Once the minutes are finalized and approved, distributing them effectively and storing them for easy retrieval are the next critical steps.

  1. Distribute the minutes promptly to all meeting participants and other stakeholders who need to be informed of the decisions made. Timely distribution helps to kickstart action on the tasks assigned.
  2. Use multiple channels for distribution to ensure that everyone has access. Email is the most common method, but consider other platforms like company intranets, project management tools, or secure cloud storage, depending on the organization’s practices and the sensitivity of the information.
  3. Implement a standardized filing system for storing minutes, whether digitally or physically. This system might include naming conventions that incorporate the date and purpose of the meeting, making it easier to locate specific documents later.
  4. Ensure secure storage for the minutes, especially if they contain sensitive or confidential information. Use password protection for digital files and secure cabinets for physical documents.
  5. Make minutes accessible to team members while controlling access based on the need to know and relevance. This balance is crucial for maintaining confidentiality while ensuring that those who need the information can access it.

By following these best practices for finalizing, distributing, and storing meeting minutes, organizations can ensure that the valuable information captured during meetings is preserved accurately and is readily available for reference and action. This process supports accountability, transparency, and the effective implementation of decisions.

What are meeting minutes, and why are they important?

Meeting minutes are a formal record of discussions, decisions, and action items during a meeting.
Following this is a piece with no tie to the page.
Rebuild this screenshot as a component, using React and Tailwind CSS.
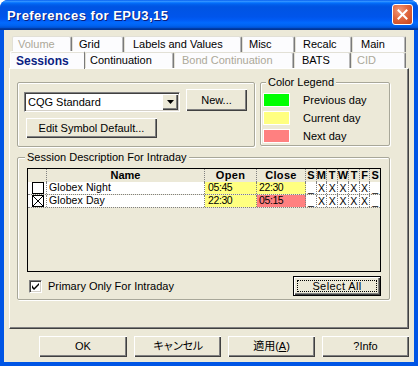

They serve as a reference point, aid in accountability, and ensure alignment among participants.

What should be included in meeting minutes?

Meeting minutes should cover the meeting agenda, attendees, key discussion points, decisions made, action items assigned, and any relevant attachments or references.

How can one ensure accuracy when taking meeting minutes?

Pay close attention to details, use shorthand or abbreviations for efficiency, and verify information or clarifications with participants during or after the meeting.

What format should meeting minutes follow?

Meeting minutes typically follow a structured format including headings for each agenda item, clear bullet points for discussions and decisions, and a separate section for action items with assigned responsibilities and deadlines.

How soon should meeting minutes be circulated after a meeting?

Meeting minutes should ideally be circulated within 24-48 hours after the meeting to ensure timely dissemination while discussions are still fresh in participants' minds.

What if there are disagreements or corrections needed in the meeting minutes?

Encourage participants to review the minutes promptly and provide feedback or corrections. Address any discrepancies transparently and update the minutes accordingly.